Other things to consider before you set up an SMSF

Before you decide whether an SMSF is right for you, you also need to consider the following:

  • Trustee responsibilities – All trustees are responsible for the running of the SMSF and should also a) Know all their legal responsibilities, b) Ensure contribution caps aren’t breached, c) Pay the right amount of pension into pension accounts in the SMSF, d) Write and review the investment plan, and e) Track super investments on a regular basis
  • Understanding the risks and laws – If you don’t comply with super and tax laws, there’s a high cost to pay, and you also won’t be eligible for tax concessions. It’s illegal to set up an SMSF to access your super early or to purchase a holiday home or decorative artworks. You also shouldn’t use an inappropriate loan arrangement, breach the in-house assets test, and refuse to document all the fund’s assets
  • Time, skills, and assets – You need to have the necessary time, skills, and assets to set up and run an SMSF, as well as to comply with the law and make good investment decisions
  • Doing your research – If you want to run an SMSF, you have to complete theSMSF Trustee Education Program that can help you understand your role and responsibilities. The ATO also has other useful information onSMSFs. For SMSF advice, ask a member who belongs to theSMSF Professionals’ Association of Australia (SPAA)
  • Seeking professional advice – You may also want to seek advice from a qualified, licensed professional to help you decide if an SMSF is right for you.
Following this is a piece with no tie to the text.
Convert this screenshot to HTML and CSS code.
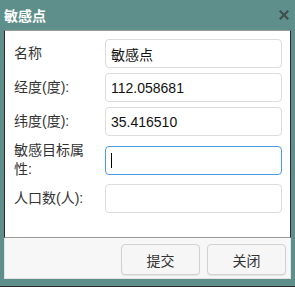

Tax agents and accountants can show you how to set up and run an SMSF, while licensed financial advisers can tell you which super fund will best suit your needs and what you should invest in.

A self-managed super fund can be right for you if you’ve done your research and understand your responsibilities, as well as know the costs, risks, and benefits involved. Before you set up a SMSF, you should also be 100% committed.